For the first time, Shorter will have foursomes entered in all three relays – 4x100, 4x400 and 4x800 – and all of the quartets are among the best in the country with two of them the best.
In the 4x100, Shorter's sprinters take the spotlight with Huntley, Moon, Talton and Wilson carrying the season's best time of 40.22 seconds, with Dameron, Fair and freshman Myguel Roberson standing by as alternates.
Byrd is particularly excited about what Shorter's 4x800 foursome has done and can do as the Hawks' squad of seniors Allen O'Neal, Eliud Ng'etich and Peter Limo, all whom are already NAIA All-Americans, have teamed up with Perez (Dameron is a solid alternate) to post the top time in the nation having been timed with a 7:40.50.
Rounding out the relay events is Shorter's 4x400 squad that is ranked No. 4 with a time of 3:12.74. Here the Hawks have the multiple options by matching up Dameron and Fair with Wilson, Roberson or freshman Cole Rice, with Ng'etich serving as an alternate.
"Scoring wise," Black said about what the relay teams could do, "Coach Byrd and I tend to be cautious when we look at it. But we feel we have a shot at winning all three and that means 30 points, and that alone makes you a top five team."
Black points out that, not surprisingly, the Hawks will find themselves in the hunt for the title with a familiar foe – Wayland Baptist.
"They match us in almost every event except in the field events," he said, "and that could mean the difference."

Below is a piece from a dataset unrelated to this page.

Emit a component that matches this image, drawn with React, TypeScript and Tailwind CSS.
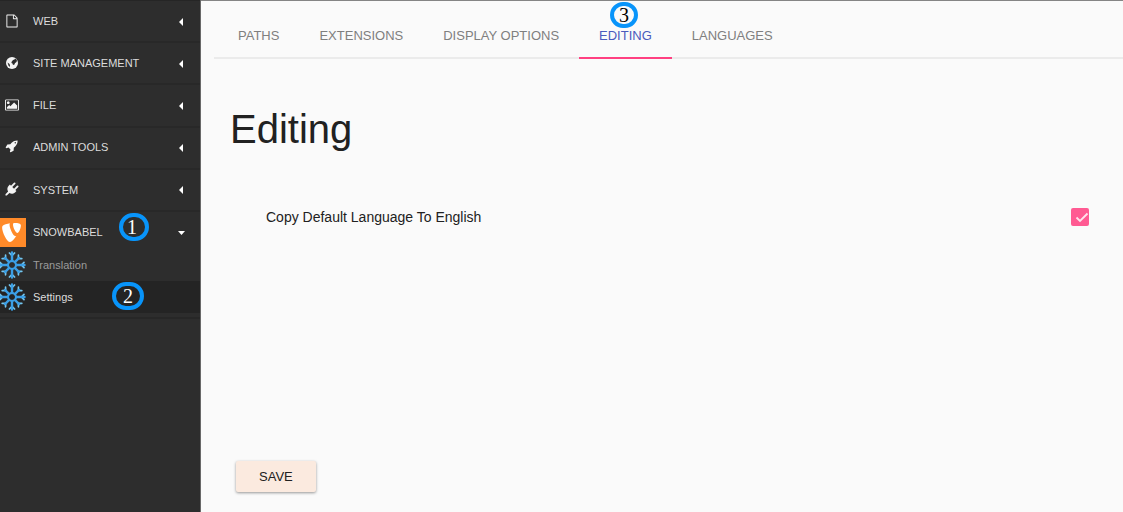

"We are deeper in the distances, middle distances, sprints and field events," Byrd said. "But we're really good certain areas.
"In the sprints, I think Kirk has a shot at winning both the 100 and 200, and we got stronger in the distances – the steeplechase, the 1,500 and 10,000," the coach said. "Then there are the three relays and we've never gone to the nationals entered in all three events."
All of that boils down to what has been the foundation of the Shorter track program – being a team first and foremost.
"We've always talked about going out there as a team," said Byrd. "If you go out there and do well individually, the team does well."